Requirement: Omit all images, then return the remaining material exactly as it stands.

——

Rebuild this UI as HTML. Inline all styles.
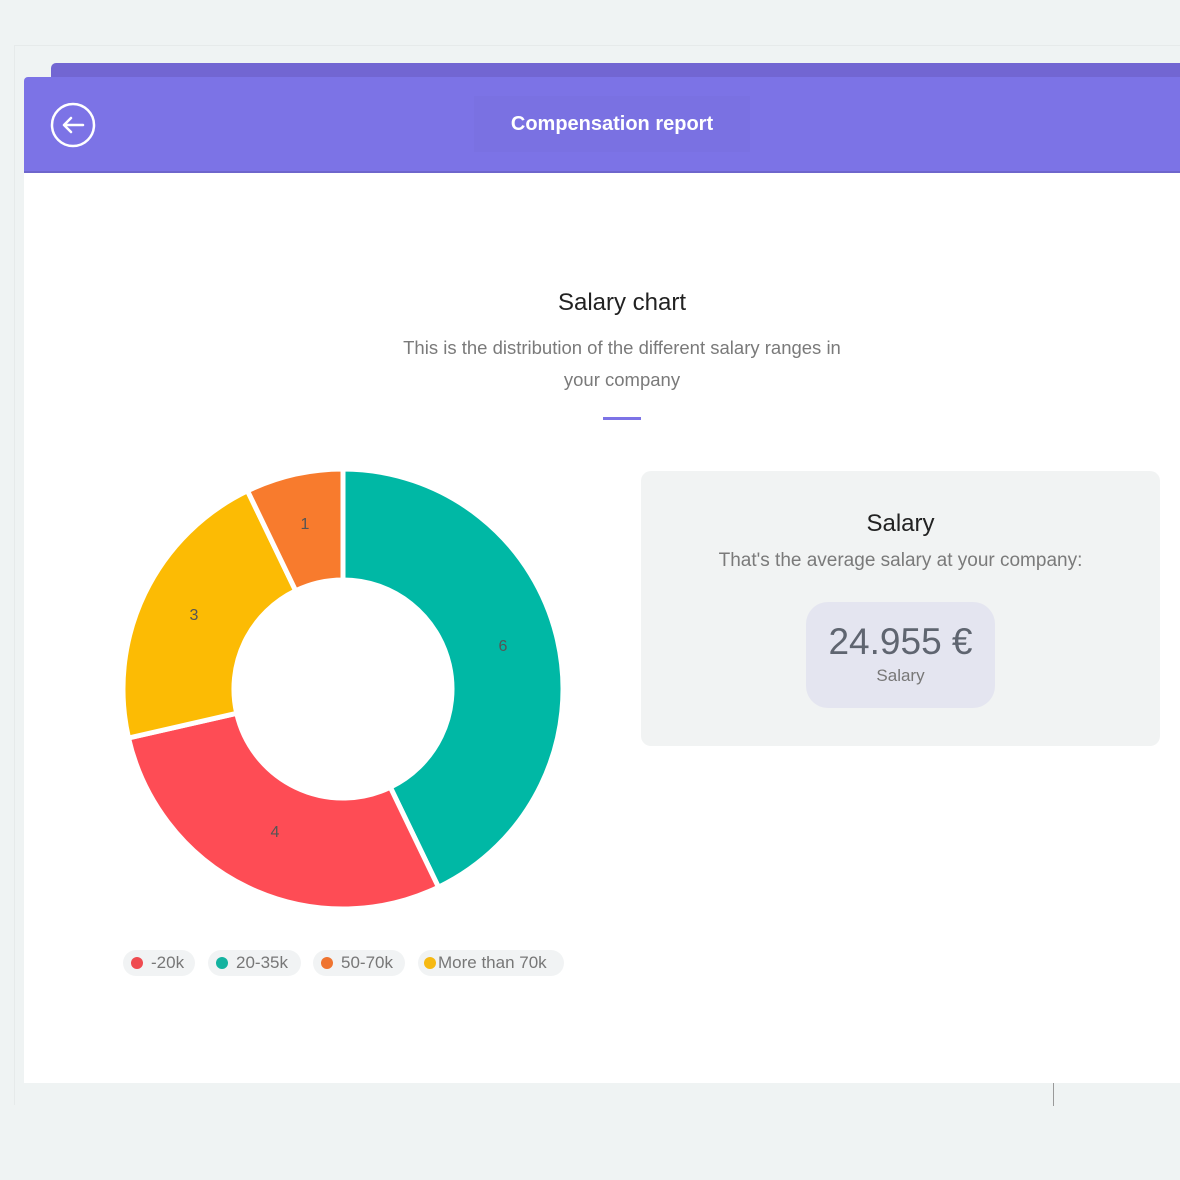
<!DOCTYPE html>
<html><head><meta charset="utf-8"><style>
*{margin:0;padding:0;box-sizing:border-box}
body{width:1180px;height:1180px;background:#eff3f3;position:relative;overflow:hidden;font-family:"Liberation Sans",sans-serif}
.abs{position:absolute}
.c{text-align:center}
.pill{position:absolute;top:950px;height:26px;border-radius:13px;background:#f1f3f4;font-size:17px;color:#777;line-height:26px;padding-left:8px}
.pill i{display:inline-block;width:12px;height:12px;border-radius:50%;vertical-align:-1px;margin-right:8px}
</style></head><body>
<div class="abs" style="left:14px;top:45px;width:1166px;height:1060px;border-left:1px solid #e6eaea;border-top:1px solid #e6eaea"></div>
<div class="abs" style="left:51px;top:63px;width:1129px;height:20px;background:#7266d2;border-radius:5px 0 0 0"></div>
<div class="abs" style="left:24px;top:77px;width:1156px;height:96px;background:#7c73e6;border-radius:4px 0 0 0"></div>
<div class="abs" style="left:24px;top:172px;width:1156px;height:911px;background:#fff"></div>
<div class="abs" style="left:24px;top:171px;width:1156px;height:2px;background:#6e66cc"></div>
<div class="abs" style="left:1053px;top:1083px;width:1px;height:23px;background:#999"></div>
<svg class="abs" style="left:50px;top:102px" width="48" height="48" viewBox="0 0 48 48"><circle cx="23" cy="23" r="21" fill="none" stroke="#fff" stroke-width="2.5"/><path d="M33 23H14M21 16l-7 7 7 7" fill="none" stroke="#fff" stroke-width="2.5" stroke-linecap="round" stroke-linejoin="round"/></svg>
<div class="abs c" style="left:474px;top:96px;width:276px;height:56px;background:#7a71e2;color:#fff;font-weight:bold;font-size:20px;line-height:56px">Compensation report</div>
<div class="abs c" style="left:322px;top:289px;width:600px;font-size:24px;color:#222">Salary chart</div>
<div class="abs c" style="left:377px;top:332px;width:490px;font-size:18.5px;color:#7a7a7a;line-height:32px">This is the distribution of the different salary ranges in<br>your company</div>
<div class="abs" style="left:603px;top:417px;width:38px;height:3px;background:#7c73e6"></div>
<svg class="abs" style="left:0;top:0" width="600" height="940" viewBox="0 0 600 940">
<g stroke="#fff" stroke-width="5" stroke-linejoin="round">
<path fill="#00b8a5" d="M343,469 A220,220 0 0 1 438.5,887.2 L390.3,787.2 A109,109 0 0 0 343,580 Z"/>
<path fill="#fe4c55" d="M438.5,887.2 A220,220 0 0 1 128.5,738 L236.7,713.3 A109,109 0 0 0 390.3,787.2 Z"/>
<path fill="#fcbb04" d="M128.5,738 A220,220 0 0 1 247.5,490.8 L295.7,590.8 A109,109 0 0 0 236.7,713.3 Z"/>
<path fill="#f87b2d" d="M247.5,490.8 A220,220 0 0 1 343,469 L343,580 A109,109 0 0 0 295.7,590.8 Z"/>
</g>
<g font-family="Liberation Sans,sans-serif" font-size="16" fill="#555" text-anchor="middle">
<text x="503" y="651">6</text><text x="275" y="837">4</text><text x="194" y="620">3</text><text x="305" y="529">1</text></g>
</svg>
<div class="pill" style="left:123px;width:72px"><i style="background:#ef4b50"></i>-20k</div>
<div class="pill" style="left:208px;width:93px"><i style="background:#14b3a0"></i>20-35k</div>
<div class="pill" style="left:313px;width:92px"><i style="background:#ef7430"></i>50-70k</div>
<div class="pill" style="left:418px;width:146px;padding-left:6px"><i style="background:#f6b913;margin-right:2px"></i>More than 70k</div>
<div class="abs" style="left:641px;top:471px;width:519px;height:275px;background:#f1f3f3;border-radius:10px"></div>
<div class="abs c" style="left:641px;top:510px;width:519px;font-size:24px;color:#222">Salary</div>
<div class="abs c" style="left:641px;top:550px;width:519px;font-size:19px;color:#7a7a7a">That's the average salary at your company:</div>
<div class="abs c" style="left:806px;top:602px;width:189px;height:106px;background:#e4e5f0;border-radius:22px">
<div style="font-size:37px;color:#5f6570;margin-top:19px">24.955 €</div>
<div style="font-size:17px;color:#777;margin-top:3px">Salary</div></div>
</body></html>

——

Finished exercise:
Rebuild this UI as HTML. Inline all styles.
<!DOCTYPE html>
<html><head><meta charset="utf-8"><style>
*{margin:0;padding:0;box-sizing:border-box}
body{width:1180px;height:1180px;background:#eff3f3;position:relative;overflow:hidden;font-family:"Liberation Sans",sans-serif}
.abs{position:absolute}
.c{text-align:center}
.pill{position:absolute;top:950px;height:26px;border-radius:13px;background:#f1f3f4;font-size:17px;color:#777;line-height:26px;padding-left:8px}
.pill i{display:inline-block;width:12px;height:12px;border-radius:50%;vertical-align:-1px;margin-right:8px}
</style></head><body>
<div class="abs" style="left:14px;top:45px;width:1166px;height:1060px;border-left:1px solid #e6eaea;border-top:1px solid #e6eaea"></div>
<div class="abs" style="left:51px;top:63px;width:1129px;height:20px;background:#7266d2;border-radius:5px 0 0 0"></div>
<div class="abs" style="left:24px;top:77px;width:1156px;height:96px;background:#7c73e6;border-radius:4px 0 0 0"></div>
<div class="abs" style="left:24px;top:172px;width:1156px;height:911px;background:#fff"></div>
<div class="abs" style="left:24px;top:171px;width:1156px;height:2px;background:#6e66cc"></div>
<div class="abs" style="left:1053px;top:1083px;width:1px;height:23px;background:#999"></div>
<svg class="abs" style="left:50px;top:102px" width="48" height="48" viewBox="0 0 48 48"><circle cx="23" cy="23" r="21" fill="none" stroke="#fff" stroke-width="2.5"/><path d="M33 23H14M21 16l-7 7 7 7" fill="none" stroke="#fff" stroke-width="2.5" stroke-linecap="round" stroke-linejoin="round"/></svg>
<div class="abs c" style="left:474px;top:96px;width:276px;height:56px;background:#7a71e2;color:#fff;font-weight:bold;font-size:20px;line-height:56px">Compensation report</div>
<div class="abs c" style="left:322px;top:289px;width:600px;font-size:24px;color:#222">Salary chart</div>
<div class="abs c" style="left:377px;top:332px;width:490px;font-size:18.5px;color:#7a7a7a;line-height:32px">This is the distribution of the different salary ranges in<br>your company</div>
<div class="abs" style="left:603px;top:417px;width:38px;height:3px;background:#7c73e6"></div>
<svg class="abs" style="left:0;top:0" width="600" height="940" viewBox="0 0 600 940">
<g stroke="#fff" stroke-width="5" stroke-linejoin="round">
<path fill="#00b8a5" d="M343,469 A220,220 0 0 1 438.5,887.2 L390.3,787.2 A109,109 0 0 0 343,580 Z"/>
<path fill="#fe4c55" d="M438.5,887.2 A220,220 0 0 1 128.5,738 L236.7,713.3 A109,109 0 0 0 390.3,787.2 Z"/>
<path fill="#fcbb04" d="M128.5,738 A220,220 0 0 1 247.5,490.8 L295.7,590.8 A109,109 0 0 0 236.7,713.3 Z"/>
<path fill="#f87b2d" d="M247.5,490.8 A220,220 0 0 1 343,469 L343,580 A109,109 0 0 0 295.7,590.8 Z"/>
</g>
<g font-family="Liberation Sans,sans-serif" font-size="16" fill="#555" text-anchor="middle">
<text x="503" y="651">6</text><text x="275" y="837">4</text><text x="194" y="620">3</text><text x="305" y="529">1</text></g>
</svg>
<div class="pill" style="left:123px;width:72px"><i style="background:#ef4b50"></i>-20k</div>
<div class="pill" style="left:208px;width:93px"><i style="background:#14b3a0"></i>20-35k</div>
<div class="pill" style="left:313px;width:92px"><i style="background:#ef7430"></i>50-70k</div>
<div class="pill" style="left:418px;width:146px;padding-left:6px"><i style="background:#f6b913;margin-right:2px"></i>More than 70k</div>
<div class="abs" style="left:641px;top:471px;width:519px;height:275px;background:#f1f3f3;border-radius:10px"></div>
<div class="abs c" style="left:641px;top:510px;width:519px;font-size:24px;color:#222">Salary</div>
<div class="abs c" style="left:641px;top:550px;width:519px;font-size:19px;color:#7a7a7a">That's the average salary at your company:</div>
<div class="abs c" style="left:806px;top:602px;width:189px;height:106px;background:#e4e5f0;border-radius:22px">
<div style="font-size:37px;color:#5f6570;margin-top:19px">24.955 €</div>
<div style="font-size:17px;color:#777;margin-top:3px">Salary</div></div>
</body></html>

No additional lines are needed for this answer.